In 1967, without leaving Patriarch Wolodymyr’s jurisdiction, Ryzy-Ryski began a new mission, the American World Patriarchates, and became known as Patriarch Uladyslau I. This loosely-structured mission sought to create an international hierarchy of bishops. It was formally separated from the jurisdiction of Patriarch Wolodymyr when, just before his death in 1972, Patriarch Wolodymyr excommunicated Patriarch Uladyslau.
The work of Patriarch Uladyslau was organized from the Bronx in New York, where he established a Cathedral of Learning and the People’s University of the Americas. This offered courses in English as a second language and the humanities for immigrants (particularly Spanish-speakers) at affordable fees, and became extremely popular. Meanwhile, the American World Patriarchates expanded with the appointment of patriarchs for Puerto Rico, Colombia, Haiti, Santo Domingo, Brazil, Peru, Argentina, El Salvador, Nigeria, the West Indies, Norway, Sweden, Taiwan and the Ukraine.

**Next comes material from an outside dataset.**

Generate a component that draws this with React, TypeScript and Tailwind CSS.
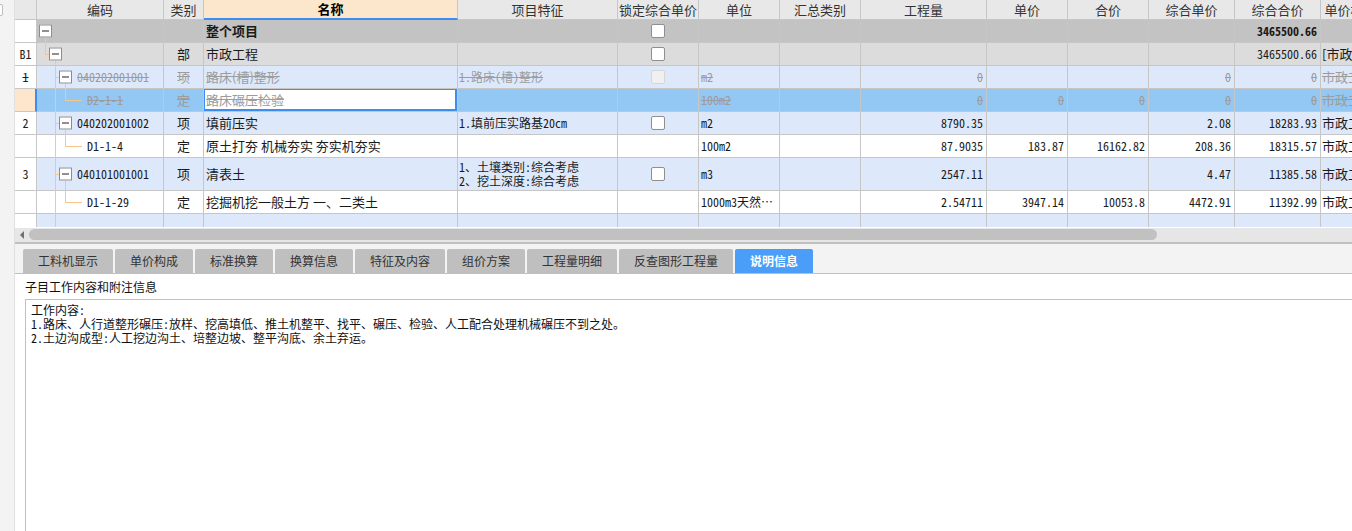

Patriarch Yuri, like his brother, had spent his entire adult life in exile. In Poland, where he lived in the city of Ustka, he trained and worked as an engineer for over a decade. He came to the United States in 1976 and began training for ordination the following year. His rapid advancement was in recognition of the responsibilities that his brother’s illness would soon require him to assume.
When Patriarch Uladyslau died on 1 March 1978 he was succeeded by his brother, who had been consecrated on February 19 that same year by Patriarch Uladyslau, Metropolitan Peter Zhurawetsky and other bishops, and who now became Patriarch Yuri I. On 29 May 1978, Metropolitan Zurawetzky elevated Patriarch Yuri to be Apostolic Administrator of the American World Patriarchates while still recognizing him to be a Bishop of his own Byelorussian jurisdiction.

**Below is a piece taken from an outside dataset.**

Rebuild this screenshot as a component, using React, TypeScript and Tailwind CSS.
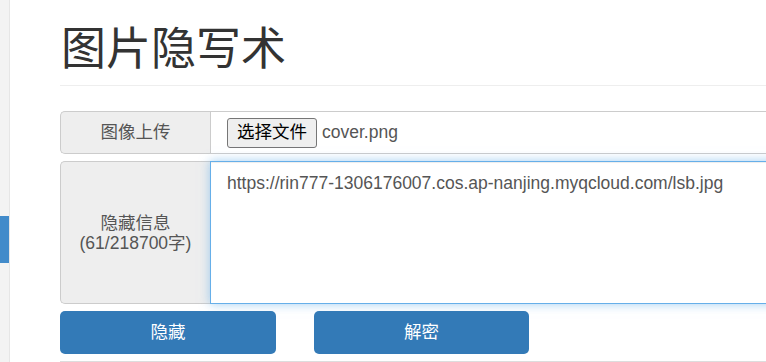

Under Patriarch Yuri the American World Patriarchates continued its growth and mission. By 1997, the AWP could report 19,457 members, 17 congregations, and 54 priests in the United States; one congregation with three priests in Canada, and work affiliated with the AWP taking place in 17 additional countries.
A great wish of Patriarch Uladyslau was that he should re-establish Orthodoxy in his homeland of Byelorussia (Belarus). This was accomplished under Patriarch Yuri during the 1990s and at this point congregational numbers began to increase substantially. His first visit to his homeland since childhood took place in 1993, and thereafter he returned annually. As of 1993, there was one bishop there, six assisting priests in Minsk, Lida, and Siomki Goradok, and a lay membership of thirty-five thousand which was continuing to grow. However, this activity was opposed by the Belarusian regime, which suppressed many of the churches that had opened.
On January 28 2001, Patriarch Yuri was also raised to Archbishop of the Holy Orthodox Church, Archdiocese of the Atlantic, by bishops of the Uniate Western Orthodox Catholic Church, the Apostolic Episcopal Church, the African Orthodox Church, the Order of St Benedict the Moor, the Anglican Independent Communion and the Order of Corporate Reunion in St. John’s Episcopal American Catholic Church, New York City.
Patriarch Yuri continued to reside in New York and ran a Belarus Home Mission there as well as being active in Belarusian civic associations. The AWP entered intercommunion with the AEC and Patriarch Yuri was often an ecumenical guest at St Lucy’s Old Roman Catholic Cathedral where services of the Order of Corporate Reunion have been held over the years. He was held in great respect and affection by all as a source of wise spiritual counsel and sound teaching.
The wake and funeral will be at the memorial home in Ossining, likely on Friday night at 8 pm. The funeral, which will be according to the Western Rite, will be led by bishops who were friends and colleagues of Patriarch Yuri, followed by burial at the family plot on Saturday.
Memory Eternal! Memory Eternal! Memory Eternal!